▶ Your goal
Please set down all the lines beneath this one exactly, without the pictures.

>> begin

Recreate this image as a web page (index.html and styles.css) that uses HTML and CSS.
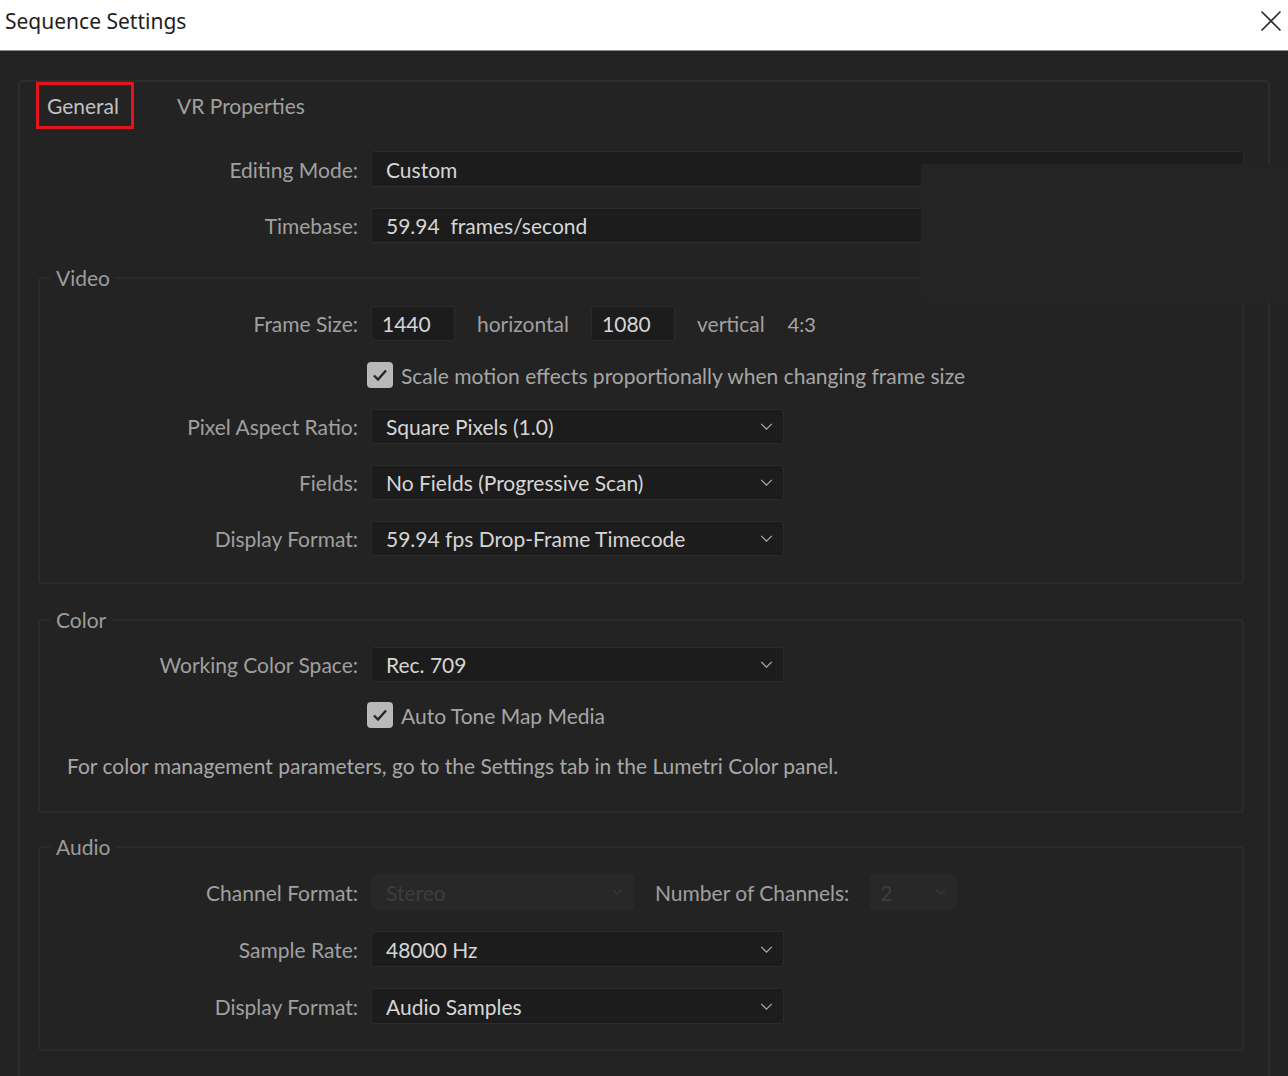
FILE: index.html
```html
<!DOCTYPE html>
<html lang="en">
<head>
    <meta charset="UTF-8">
    <meta name="viewport" content="width=device-width, initial-scale=1.0">
    <title>Sequence Settings</title>
    <link rel="stylesheet" href="styles.css">
</head>
<body>

    <div class="titlebar">
        <span class="title">Sequence Settings</span>
        <svg class="close" width="22" height="22" viewBox="0 0 22 22">
            <path d="M1.5 1.5 L20.5 20.5 M20.5 1.5 L1.5 20.5" stroke="#2b2b2b" stroke-width="1.6" fill="none"/>
        </svg>
    </div>

    <div class="main">
        <div class="panel">
            <div class="tabs">
                <span class="tab active">General</span>
                <span class="tab">VR Properties</span>
            </div>

            <div class="top-rows">
                <div class="row">
                    <label class="label">Editing Mode:</label>
                    <div class="field wide">Custom</div>
                </div>
                <div class="row">
                    <label class="label">Timebase:</label>
                    <div class="field wide timebase">59.94&nbsp; frames/second</div>
                </div>
            </div>

            <fieldset class="group">
                <legend>Video</legend>
                <div class="row">
                    <label class="label">Frame Size:</label>
                    <div class="field num">1440</div>
                    <span class="unit">horizontal</span>
                    <div class="field num">1080</div>
                    <span class="unit">vertical</span>
                    <span class="ratio">4:3</span>
                </div>
                <div class="row check-row">
                    <span class="check"><svg width="16" height="14" viewBox="0 0 16 14"><path d="M2 7.5 L6 11.5 L14 2.5" stroke="#262626" stroke-width="2.4" fill="none"/></svg></span>
                    <span class="check-text">Scale motion effects proportionally when changing frame size</span>
                </div>
                <div class="row">
                    <label class="label">Pixel Aspect Ratio:</label>
                    <div class="field select">Square Pixels (1.0)<svg class="chev" width="13" height="7" viewBox="0 0 14 8"><path d="M1 1 L7 7 L13 1" stroke="#a8a8a8" stroke-width="1.5" fill="none"/></svg></div>
                </div>
                <div class="row">
                    <label class="label">Fields:</label>
                    <div class="field select">No Fields (Progressive Scan)<svg class="chev" width="13" height="7" viewBox="0 0 14 8"><path d="M1 1 L7 7 L13 1" stroke="#a8a8a8" stroke-width="1.5" fill="none"/></svg></div>
                </div>
                <div class="row">
                    <label class="label">Display Format:</label>
                    <div class="field select">59.94 fps Drop-Frame Timecode<svg class="chev" width="13" height="7" viewBox="0 0 14 8"><path d="M1 1 L7 7 L13 1" stroke="#a8a8a8" stroke-width="1.5" fill="none"/></svg></div>
                </div>
            </fieldset>

            <fieldset class="group color">
                <legend>Color</legend>
                <div class="row">
                    <label class="label">Working Color Space:</label>
                    <div class="field select">Rec. 709<svg class="chev" width="13" height="7" viewBox="0 0 14 8"><path d="M1 1 L7 7 L13 1" stroke="#a8a8a8" stroke-width="1.5" fill="none"/></svg></div>
                </div>
                <div class="row check-row">
                    <span class="check"><svg width="16" height="14" viewBox="0 0 16 14"><path d="M2 7.5 L6 11.5 L14 2.5" stroke="#262626" stroke-width="2.4" fill="none"/></svg></span>
                    <span class="check-text">Auto Tone Map Media</span>
                </div>
                <p class="note">For color management parameters, go to the Settings tab in the Lumetri Color panel.</p>
            </fieldset>

            <fieldset class="group audio">
                <legend>Audio</legend>
                <div class="row">
                    <label class="label">Channel Format:</label>
                    <div class="field select disabled channel">Stereo<svg class="chev" width="11" height="6" viewBox="0 0 14 8"><path d="M1 1 L7 7 L13 1" stroke="#3a3a3a" stroke-width="1.5" fill="none"/></svg></div>
                    <span class="unit channels">Number of Channels:</span>
                    <div class="field select disabled count">2<svg class="chev" width="11" height="6" viewBox="0 0 14 8"><path d="M1 1 L7 7 L13 1" stroke="#3a3a3a" stroke-width="1.5" fill="none"/></svg></div>
                </div>
                <div class="row">
                    <label class="label">Sample Rate:</label>
                    <div class="field select">48000 Hz<svg class="chev" width="13" height="7" viewBox="0 0 14 8"><path d="M1 1 L7 7 L13 1" stroke="#a8a8a8" stroke-width="1.5" fill="none"/></svg></div>
                </div>
                <div class="row">
                    <label class="label">Display Format:</label>
                    <div class="field select">Audio Samples<svg class="chev" width="13" height="7" viewBox="0 0 14 8"><path d="M1 1 L7 7 L13 1" stroke="#a8a8a8" stroke-width="1.5" fill="none"/></svg></div>
                </div>
            </fieldset>
        </div>

        <div class="patch"></div>
    </div>

</body>
</html>
```

FILE: styles.css
```css
body { margin: 0; height: 100vh; overflow: hidden; background: #232323; font-family: Lato, "Open Sans", sans-serif; font-size: 21px; color: #a4a4a4; }

.titlebar { box-sizing: border-box; height: 51px; background: #fff; border-bottom: 1px solid #8c8c8c; display: flex; align-items: flex-start; justify-content: space-between; padding: 6px 6px 0 5px; }
.title { font-family: "Noto Sans", sans-serif; font-size: 21px; line-height: 30px; color: #1e1e1e; }
.close { margin-top: 4px; }

.main { position: relative; padding: 29px 18px 0 18px; }
.panel { border: 2px solid #2c2c2c; border-bottom: none; border-radius: 5px 5px 0 0; height: 1100px; padding: 0 24px 0 0; }

.tabs { display: flex; align-items: center; height: 47px; }
.tab { color: #a0a0a0; }
.tab.active { box-sizing: border-box; height: 47px; display: flex; align-items: center; margin-left: 16px; padding: 0 12px 0 8px; border: 3px solid #e3141c; color: #c2c2c2; }
.tab + .tab { margin-left: 43px; }

.row { display: flex; align-items: center; }
.label { width: 338px; flex: none; margin-right: 13px; text-align: right; color: #a0a0a0; }
.top-rows { margin-top: 22px; display: flex; flex-direction: column; gap: 21px; }

.field { box-sizing: border-box; height: 35px; background: #1c1c1c; border: 1px solid #2b2b2b; border-radius: 3px; display: flex; align-items: center; padding: 0 14px; color: #d6d6d6; }
.field.wide { flex: 1; height: 36px; }
.field.timebase { height: 35px; }
.field.num { width: 84px; padding: 0 10px; }
.field.select { width: 413px; justify-content: space-between; padding-right: 10px; }
.field.disabled { background: #282828; border-color: #282828; color: #3d3d3d; }
.field.channel { width: 263px; }
.field.count { width: 87px; padding-left: 9px; }
.chev { flex: none; }

.unit { margin: 0 22px; color: #a0a0a0; }
.unit.channels { margin: 0 21px; }
.ratio { margin-left: 1px; color: #a8a8a8; font-size: 20px; }

.group { margin: 23px 0 0 18px; padding: 16px 0 26px 0; border: 2px solid #2b2b2b; border-radius: 4px; display: flex; flex-direction: column; gap: 21px; }
.group + .group { margin-top: 24px; }
.group legend { margin-left: 10px; padding: 0 6px; line-height: 24px; color: #9c9c9c; }
.group .label { width: 318px; }
.group.color { padding-top: 15px; padding-bottom: 32px; gap: 20px; }
.group.audio { margin-top: 22px; padding-top: 15px; padding-bottom: 25px; gap: 21px; }
.group.audio .field { height: 36px; }

.check-row { padding-left: 327px; height: 26px; }
.check { box-sizing: border-box; width: 26px; height: 26px; border-radius: 4px; background: #b9b9b9; display: flex; align-items: center; justify-content: center; margin-right: 8px; }
.check-text { color: #a6a6a6; }

.note { margin: 5px 0 0 27px; line-height: 26px; color: #a8a8a8; }

.patch { position: absolute; left: 921px; top: 113px; width: 367px; height: 138px; background: #242424; }
```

>> end

▶ Exercise response
Recreate this image as a web page (index.html and styles.css) that uses HTML and CSS.
FILE: index.html
```html
<!DOCTYPE html>
<html lang="en">
<head>
    <meta charset="UTF-8">
    <meta name="viewport" content="width=device-width, initial-scale=1.0">
    <title>Sequence Settings</title>
    <link rel="stylesheet" href="styles.css">
</head>
<body>

    <div class="titlebar">
        <span class="title">Sequence Settings</span>
        <svg class="close" width="22" height="22" viewBox="0 0 22 22">
            <path d="M1.5 1.5 L20.5 20.5 M20.5 1.5 L1.5 20.5" stroke="#2b2b2b" stroke-width="1.6" fill="none"/>
        </svg>
    </div>

    <div class="main">
        <div class="panel">
            <div class="tabs">
                <span class="tab active">General</span>
                <span class="tab">VR Properties</span>
            </div>

            <div class="top-rows">
                <div class="row">
                    <label class="label">Editing Mode:</label>
                    <div class="field wide">Custom</div>
                </div>
                <div class="row">
                    <label class="label">Timebase:</label>
                    <div class="field wide timebase">59.94&nbsp; frames/second</div>
                </div>
            </div>

            <fieldset class="group">
                <legend>Video</legend>
                <div class="row">
                    <label class="label">Frame Size:</label>
                    <div class="field num">1440</div>
                    <span class="unit">horizontal</span>
                    <div class="field num">1080</div>
                    <span class="unit">vertical</span>
                    <span class="ratio">4:3</span>
                </div>
                <div class="row check-row">
                    <span class="check"><svg width="16" height="14" viewBox="0 0 16 14"><path d="M2 7.5 L6 11.5 L14 2.5" stroke="#262626" stroke-width="2.4" fill="none"/></svg></span>
                    <span class="check-text">Scale motion effects proportionally when changing frame size</span>
                </div>
                <div class="row">
                    <label class="label">Pixel Aspect Ratio:</label>
                    <div class="field select">Square Pixels (1.0)<svg class="chev" width="13" height="7" viewBox="0 0 14 8"><path d="M1 1 L7 7 L13 1" stroke="#a8a8a8" stroke-width="1.5" fill="none"/></svg></div>
                </div>
                <div class="row">
                    <label class="label">Fields:</label>
                    <div class="field select">No Fields (Progressive Scan)<svg class="chev" width="13" height="7" viewBox="0 0 14 8"><path d="M1 1 L7 7 L13 1" stroke="#a8a8a8" stroke-width="1.5" fill="none"/></svg></div>
                </div>
                <div class="row">
                    <label class="label">Display Format:</label>
                    <div class="field select">59.94 fps Drop-Frame Timecode<svg class="chev" width="13" height="7" viewBox="0 0 14 8"><path d="M1 1 L7 7 L13 1" stroke="#a8a8a8" stroke-width="1.5" fill="none"/></svg></div>
                </div>
            </fieldset>

            <fieldset class="group color">
                <legend>Color</legend>
                <div class="row">
                    <label class="label">Working Color Space:</label>
                    <div class="field select">Rec. 709<svg class="chev" width="13" height="7" viewBox="0 0 14 8"><path d="M1 1 L7 7 L13 1" stroke="#a8a8a8" stroke-width="1.5" fill="none"/></svg></div>
                </div>
                <div class="row check-row">
                    <span class="check"><svg width="16" height="14" viewBox="0 0 16 14"><path d="M2 7.5 L6 11.5 L14 2.5" stroke="#262626" stroke-width="2.4" fill="none"/></svg></span>
                    <span class="check-text">Auto Tone Map Media</span>
                </div>
                <p class="note">For color management parameters, go to the Settings tab in the Lumetri Color panel.</p>
            </fieldset>

            <fieldset class="group audio">
                <legend>Audio</legend>
                <div class="row">
                    <label class="label">Channel Format:</label>
                    <div class="field select disabled channel">Stereo<svg class="chev" width="11" height="6" viewBox="0 0 14 8"><path d="M1 1 L7 7 L13 1" stroke="#3a3a3a" stroke-width="1.5" fill="none"/></svg></div>
                    <span class="unit channels">Number of Channels:</span>
                    <div class="field select disabled count">2<svg class="chev" width="11" height="6" viewBox="0 0 14 8"><path d="M1 1 L7 7 L13 1" stroke="#3a3a3a" stroke-width="1.5" fill="none"/></svg></div>
                </div>
                <div class="row">
                    <label class="label">Sample Rate:</label>
                    <div class="field select">48000 Hz<svg class="chev" width="13" height="7" viewBox="0 0 14 8"><path d="M1 1 L7 7 L13 1" stroke="#a8a8a8" stroke-width="1.5" fill="none"/></svg></div>
                </div>
                <div class="row">
                    <label class="label">Display Format:</label>
                    <div class="field select">Audio Samples<svg class="chev" width="13" height="7" viewBox="0 0 14 8"><path d="M1 1 L7 7 L13 1" stroke="#a8a8a8" stroke-width="1.5" fill="none"/></svg></div>
                </div>
            </fieldset>
        </div>

        <div class="patch"></div>
    </div>

</body>
</html>
```

FILE: styles.css
```css
body { margin: 0; height: 100vh; overflow: hidden; background: #232323; font-family: Lato, "Open Sans", sans-serif; font-size: 21px; color: #a4a4a4; }

.titlebar { box-sizing: border-box; height: 51px; background: #fff; border-bottom: 1px solid #8c8c8c; display: flex; align-items: flex-start; justify-content: space-between; padding: 6px 6px 0 5px; }
.title { font-family: "Noto Sans", sans-serif; font-size: 21px; line-height: 30px; color: #1e1e1e; }
.close { margin-top: 4px; }

.main { position: relative; padding: 29px 18px 0 18px; }
.panel { border: 2px solid #2c2c2c; border-bottom: none; border-radius: 5px 5px 0 0; height: 1100px; padding: 0 24px 0 0; }

.tabs { display: flex; align-items: center; height: 47px; }
.tab { color: #a0a0a0; }
.tab.active { box-sizing: border-box; height: 47px; display: flex; align-items: center; margin-left: 16px; padding: 0 12px 0 8px; border: 3px solid #e3141c; color: #c2c2c2; }
.tab + .tab { margin-left: 43px; }

.row { display: flex; align-items: center; }
.label { width: 338px; flex: none; margin-right: 13px; text-align: right; color: #a0a0a0; }
.top-rows { margin-top: 22px; display: flex; flex-direction: column; gap: 21px; }

.field { box-sizing: border-box; height: 35px; background: #1c1c1c; border: 1px solid #2b2b2b; border-radius: 3px; display: flex; align-items: center; padding: 0 14px; color: #d6d6d6; }
.field.wide { flex: 1; height: 36px; }
.field.timebase { height: 35px; }
.field.num { width: 84px; padding: 0 10px; }
.field.select { width: 413px; justify-content: space-between; padding-right: 10px; }
.field.disabled { background: #282828; border-color: #282828; color: #3d3d3d; }
.field.channel { width: 263px; }
.field.count { width: 87px; padding-left: 9px; }
.chev { flex: none; }

.unit { margin: 0 22px; color: #a0a0a0; }
.unit.channels { margin: 0 21px; }
.ratio { margin-left: 1px; color: #a8a8a8; font-size: 20px; }

.group { margin: 23px 0 0 18px; padding: 16px 0 26px 0; border: 2px solid #2b2b2b; border-radius: 4px; display: flex; flex-direction: column; gap: 21px; }
.group + .group { margin-top: 24px; }
.group legend { margin-left: 10px; padding: 0 6px; line-height: 24px; color: #9c9c9c; }
.group .label { width: 318px; }
.group.color { padding-top: 15px; padding-bottom: 32px; gap: 20px; }
.group.audio { margin-top: 22px; padding-top: 15px; padding-bottom: 25px; gap: 21px; }
.group.audio .field { height: 36px; }

.check-row { padding-left: 327px; height: 26px; }
.check { box-sizing: border-box; width: 26px; height: 26px; border-radius: 4px; background: #b9b9b9; display: flex; align-items: center; justify-content: center; margin-right: 8px; }
.check-text { color: #a6a6a6; }

.note { margin: 5px 0 0 27px; line-height: 26px; color: #a8a8a8; }

.patch { position: absolute; left: 921px; top: 113px; width: 367px; height: 138px; background: #242424; }
```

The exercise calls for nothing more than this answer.